A user may switch between different post processing options when listening to the original and/or signal processed acoustic signals in real time, to compare the perceived audio quality of the different audio modes. The audio modes may include different configurations of directional audio capture (e.g., DirAc, Audio Focus, Audio Zoom, etc.) and multimedia processing blocks, (e.g., bass boost, multiband compression, stereo noise bias suppression, equalization filters, and the like). The audio modes may enable a user to select an amount of noise suppression, direction of an audio focus toward one or more singers (e.g., in the same or different recordings, foreground, background, both foreground and background, and the like).
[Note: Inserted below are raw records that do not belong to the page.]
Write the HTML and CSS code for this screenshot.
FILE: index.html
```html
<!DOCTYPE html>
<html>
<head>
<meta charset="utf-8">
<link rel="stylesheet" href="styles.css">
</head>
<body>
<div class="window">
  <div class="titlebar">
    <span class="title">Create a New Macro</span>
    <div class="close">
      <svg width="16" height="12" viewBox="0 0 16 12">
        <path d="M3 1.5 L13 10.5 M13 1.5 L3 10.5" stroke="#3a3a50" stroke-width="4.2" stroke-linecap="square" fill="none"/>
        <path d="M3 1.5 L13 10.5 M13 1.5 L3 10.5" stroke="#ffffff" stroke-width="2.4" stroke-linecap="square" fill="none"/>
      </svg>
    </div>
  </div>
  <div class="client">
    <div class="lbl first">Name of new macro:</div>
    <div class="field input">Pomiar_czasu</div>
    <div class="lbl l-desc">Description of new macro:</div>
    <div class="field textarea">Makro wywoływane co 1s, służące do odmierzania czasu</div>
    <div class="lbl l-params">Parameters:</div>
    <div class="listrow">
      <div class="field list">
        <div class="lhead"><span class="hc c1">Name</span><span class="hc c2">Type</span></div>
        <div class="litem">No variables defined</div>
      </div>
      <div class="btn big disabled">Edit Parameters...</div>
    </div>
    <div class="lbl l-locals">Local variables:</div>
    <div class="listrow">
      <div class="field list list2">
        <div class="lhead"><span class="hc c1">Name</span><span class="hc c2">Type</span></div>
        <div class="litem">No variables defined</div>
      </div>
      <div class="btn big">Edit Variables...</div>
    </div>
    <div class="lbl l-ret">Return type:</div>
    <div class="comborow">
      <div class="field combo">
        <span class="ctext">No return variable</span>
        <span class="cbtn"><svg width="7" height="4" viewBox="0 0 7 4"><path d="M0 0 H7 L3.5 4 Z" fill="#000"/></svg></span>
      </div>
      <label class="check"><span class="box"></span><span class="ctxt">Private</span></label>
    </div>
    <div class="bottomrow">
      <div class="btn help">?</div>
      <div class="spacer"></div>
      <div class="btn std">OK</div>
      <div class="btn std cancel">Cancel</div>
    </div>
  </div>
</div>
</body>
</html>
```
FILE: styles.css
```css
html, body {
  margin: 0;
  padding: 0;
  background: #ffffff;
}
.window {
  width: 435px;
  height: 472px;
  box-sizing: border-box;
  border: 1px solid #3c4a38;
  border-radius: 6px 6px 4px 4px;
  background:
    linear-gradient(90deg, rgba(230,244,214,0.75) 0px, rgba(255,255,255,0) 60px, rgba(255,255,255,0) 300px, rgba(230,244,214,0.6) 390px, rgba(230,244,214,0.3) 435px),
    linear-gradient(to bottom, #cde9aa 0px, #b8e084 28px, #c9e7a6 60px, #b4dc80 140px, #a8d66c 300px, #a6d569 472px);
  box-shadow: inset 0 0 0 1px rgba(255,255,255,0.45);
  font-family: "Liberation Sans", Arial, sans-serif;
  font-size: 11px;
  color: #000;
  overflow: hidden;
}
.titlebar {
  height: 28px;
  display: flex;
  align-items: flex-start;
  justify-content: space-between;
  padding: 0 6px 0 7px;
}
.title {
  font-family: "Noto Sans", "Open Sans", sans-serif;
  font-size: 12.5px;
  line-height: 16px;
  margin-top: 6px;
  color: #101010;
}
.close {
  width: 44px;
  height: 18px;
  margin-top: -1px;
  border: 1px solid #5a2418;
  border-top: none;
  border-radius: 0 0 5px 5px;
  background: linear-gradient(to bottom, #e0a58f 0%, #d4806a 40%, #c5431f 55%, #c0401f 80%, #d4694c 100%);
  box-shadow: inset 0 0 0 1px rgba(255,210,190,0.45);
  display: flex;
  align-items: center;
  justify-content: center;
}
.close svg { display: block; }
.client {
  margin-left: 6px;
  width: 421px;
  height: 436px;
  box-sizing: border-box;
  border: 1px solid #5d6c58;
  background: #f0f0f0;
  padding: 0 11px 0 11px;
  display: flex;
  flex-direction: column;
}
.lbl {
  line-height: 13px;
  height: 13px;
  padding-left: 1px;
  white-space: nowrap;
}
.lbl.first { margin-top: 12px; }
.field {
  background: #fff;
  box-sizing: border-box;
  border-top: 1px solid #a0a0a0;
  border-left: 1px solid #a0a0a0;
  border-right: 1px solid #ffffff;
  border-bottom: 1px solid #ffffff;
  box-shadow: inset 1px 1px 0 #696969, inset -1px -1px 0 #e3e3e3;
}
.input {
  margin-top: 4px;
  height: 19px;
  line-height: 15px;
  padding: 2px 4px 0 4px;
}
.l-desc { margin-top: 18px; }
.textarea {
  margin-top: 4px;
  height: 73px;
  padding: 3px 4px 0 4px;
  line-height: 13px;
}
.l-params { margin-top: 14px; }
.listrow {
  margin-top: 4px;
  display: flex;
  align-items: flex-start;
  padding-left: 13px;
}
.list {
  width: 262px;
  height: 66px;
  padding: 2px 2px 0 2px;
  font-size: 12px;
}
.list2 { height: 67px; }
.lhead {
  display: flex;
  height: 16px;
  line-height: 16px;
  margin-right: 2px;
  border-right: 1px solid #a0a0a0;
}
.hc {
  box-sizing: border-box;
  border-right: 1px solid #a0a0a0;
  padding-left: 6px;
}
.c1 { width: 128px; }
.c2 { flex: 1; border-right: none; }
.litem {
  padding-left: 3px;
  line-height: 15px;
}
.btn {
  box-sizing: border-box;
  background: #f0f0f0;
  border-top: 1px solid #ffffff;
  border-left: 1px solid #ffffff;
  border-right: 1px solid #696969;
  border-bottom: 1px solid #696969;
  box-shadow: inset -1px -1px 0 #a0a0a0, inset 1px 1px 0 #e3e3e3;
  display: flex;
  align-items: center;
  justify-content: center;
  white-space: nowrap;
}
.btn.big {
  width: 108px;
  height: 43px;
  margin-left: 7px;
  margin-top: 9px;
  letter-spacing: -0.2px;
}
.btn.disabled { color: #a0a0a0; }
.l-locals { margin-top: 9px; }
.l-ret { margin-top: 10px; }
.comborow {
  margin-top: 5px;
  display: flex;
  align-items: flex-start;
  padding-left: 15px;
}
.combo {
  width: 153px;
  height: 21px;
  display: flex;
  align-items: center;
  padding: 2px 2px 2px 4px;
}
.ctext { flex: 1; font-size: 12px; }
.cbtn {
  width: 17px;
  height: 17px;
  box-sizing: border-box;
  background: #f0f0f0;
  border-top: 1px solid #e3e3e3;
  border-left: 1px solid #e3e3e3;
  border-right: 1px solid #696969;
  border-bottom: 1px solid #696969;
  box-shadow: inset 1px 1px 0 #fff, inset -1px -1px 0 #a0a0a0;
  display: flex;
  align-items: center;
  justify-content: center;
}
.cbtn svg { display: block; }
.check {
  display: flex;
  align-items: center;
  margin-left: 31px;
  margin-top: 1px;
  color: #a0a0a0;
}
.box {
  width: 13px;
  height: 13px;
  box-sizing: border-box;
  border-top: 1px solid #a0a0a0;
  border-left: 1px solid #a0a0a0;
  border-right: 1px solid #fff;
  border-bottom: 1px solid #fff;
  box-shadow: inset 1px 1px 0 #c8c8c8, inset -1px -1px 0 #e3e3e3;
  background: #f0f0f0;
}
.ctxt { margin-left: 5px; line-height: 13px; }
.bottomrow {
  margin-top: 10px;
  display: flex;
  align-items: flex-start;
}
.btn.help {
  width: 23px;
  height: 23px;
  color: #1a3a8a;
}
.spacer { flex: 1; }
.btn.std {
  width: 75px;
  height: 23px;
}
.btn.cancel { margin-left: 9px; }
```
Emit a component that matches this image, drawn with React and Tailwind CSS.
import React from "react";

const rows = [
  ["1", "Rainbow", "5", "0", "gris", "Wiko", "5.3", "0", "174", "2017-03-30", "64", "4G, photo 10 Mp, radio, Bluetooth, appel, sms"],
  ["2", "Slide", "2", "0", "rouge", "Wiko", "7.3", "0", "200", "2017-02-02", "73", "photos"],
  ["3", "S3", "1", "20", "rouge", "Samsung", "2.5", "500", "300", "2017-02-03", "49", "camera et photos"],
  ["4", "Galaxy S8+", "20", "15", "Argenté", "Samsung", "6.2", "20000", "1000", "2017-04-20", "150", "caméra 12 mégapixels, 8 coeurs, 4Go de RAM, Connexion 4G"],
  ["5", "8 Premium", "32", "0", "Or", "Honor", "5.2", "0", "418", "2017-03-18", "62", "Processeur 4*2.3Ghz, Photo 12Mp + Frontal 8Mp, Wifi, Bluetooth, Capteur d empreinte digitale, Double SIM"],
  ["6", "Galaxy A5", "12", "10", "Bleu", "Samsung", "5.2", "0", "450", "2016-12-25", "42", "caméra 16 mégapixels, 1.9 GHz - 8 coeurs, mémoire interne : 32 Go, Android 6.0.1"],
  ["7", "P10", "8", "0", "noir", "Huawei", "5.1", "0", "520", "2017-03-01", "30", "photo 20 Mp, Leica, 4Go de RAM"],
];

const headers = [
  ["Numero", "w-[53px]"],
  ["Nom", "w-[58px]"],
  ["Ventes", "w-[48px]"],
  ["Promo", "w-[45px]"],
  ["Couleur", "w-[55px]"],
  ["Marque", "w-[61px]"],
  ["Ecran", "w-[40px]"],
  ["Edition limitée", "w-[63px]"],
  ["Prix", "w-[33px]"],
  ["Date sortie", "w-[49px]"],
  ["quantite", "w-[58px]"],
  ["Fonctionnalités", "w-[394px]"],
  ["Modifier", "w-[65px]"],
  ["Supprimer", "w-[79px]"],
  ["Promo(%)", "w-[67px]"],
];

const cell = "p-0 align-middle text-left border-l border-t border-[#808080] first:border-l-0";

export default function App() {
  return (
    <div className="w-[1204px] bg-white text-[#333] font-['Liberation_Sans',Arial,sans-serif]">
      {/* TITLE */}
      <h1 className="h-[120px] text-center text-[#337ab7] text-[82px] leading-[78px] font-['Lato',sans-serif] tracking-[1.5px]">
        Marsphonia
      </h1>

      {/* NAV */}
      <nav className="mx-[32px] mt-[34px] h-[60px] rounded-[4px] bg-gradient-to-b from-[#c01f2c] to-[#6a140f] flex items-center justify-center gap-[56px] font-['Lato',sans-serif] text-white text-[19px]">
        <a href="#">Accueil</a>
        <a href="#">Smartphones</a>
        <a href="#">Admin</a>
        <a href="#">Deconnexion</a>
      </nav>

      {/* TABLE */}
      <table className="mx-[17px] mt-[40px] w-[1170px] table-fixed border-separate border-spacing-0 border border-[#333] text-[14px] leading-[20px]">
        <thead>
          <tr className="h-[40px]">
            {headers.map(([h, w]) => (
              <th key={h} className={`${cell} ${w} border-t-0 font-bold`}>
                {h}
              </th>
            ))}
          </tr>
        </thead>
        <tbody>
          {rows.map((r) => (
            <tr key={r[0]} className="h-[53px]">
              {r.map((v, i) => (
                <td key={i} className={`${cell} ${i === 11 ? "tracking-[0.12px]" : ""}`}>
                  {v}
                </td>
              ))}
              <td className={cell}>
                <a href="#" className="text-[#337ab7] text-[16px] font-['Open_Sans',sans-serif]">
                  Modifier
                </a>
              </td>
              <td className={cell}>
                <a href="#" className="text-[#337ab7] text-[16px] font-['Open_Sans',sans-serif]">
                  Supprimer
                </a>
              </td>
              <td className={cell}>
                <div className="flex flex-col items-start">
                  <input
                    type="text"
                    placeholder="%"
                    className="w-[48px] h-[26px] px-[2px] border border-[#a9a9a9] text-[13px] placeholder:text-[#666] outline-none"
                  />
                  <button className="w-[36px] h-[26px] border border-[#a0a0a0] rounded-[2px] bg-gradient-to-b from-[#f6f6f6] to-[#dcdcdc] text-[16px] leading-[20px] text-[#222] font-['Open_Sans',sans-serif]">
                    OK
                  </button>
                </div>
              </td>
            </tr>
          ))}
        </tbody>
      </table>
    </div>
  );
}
In various embodiments, aspects of the user interface may appear in a screen or display during playback, for example, in response to the user touching a screen. Controls may include buttons for controlling playback (e.g., rewind, play/pause, fast forward, and the like), and controlling the audio mode (e.g., representing emphasis on one or more different recordings in a combination of recordings, and in each recording the foreground only; background only; a combination of foreground and background; a combination of foreground, background, and other sounds or properties of sound that were not included in the original acoustic sound). In some embodiments, in response to a user selection, the audio may dynamically change after a slight delay, but stay synchronized with an optional video, such that the sound selected by the user is provided.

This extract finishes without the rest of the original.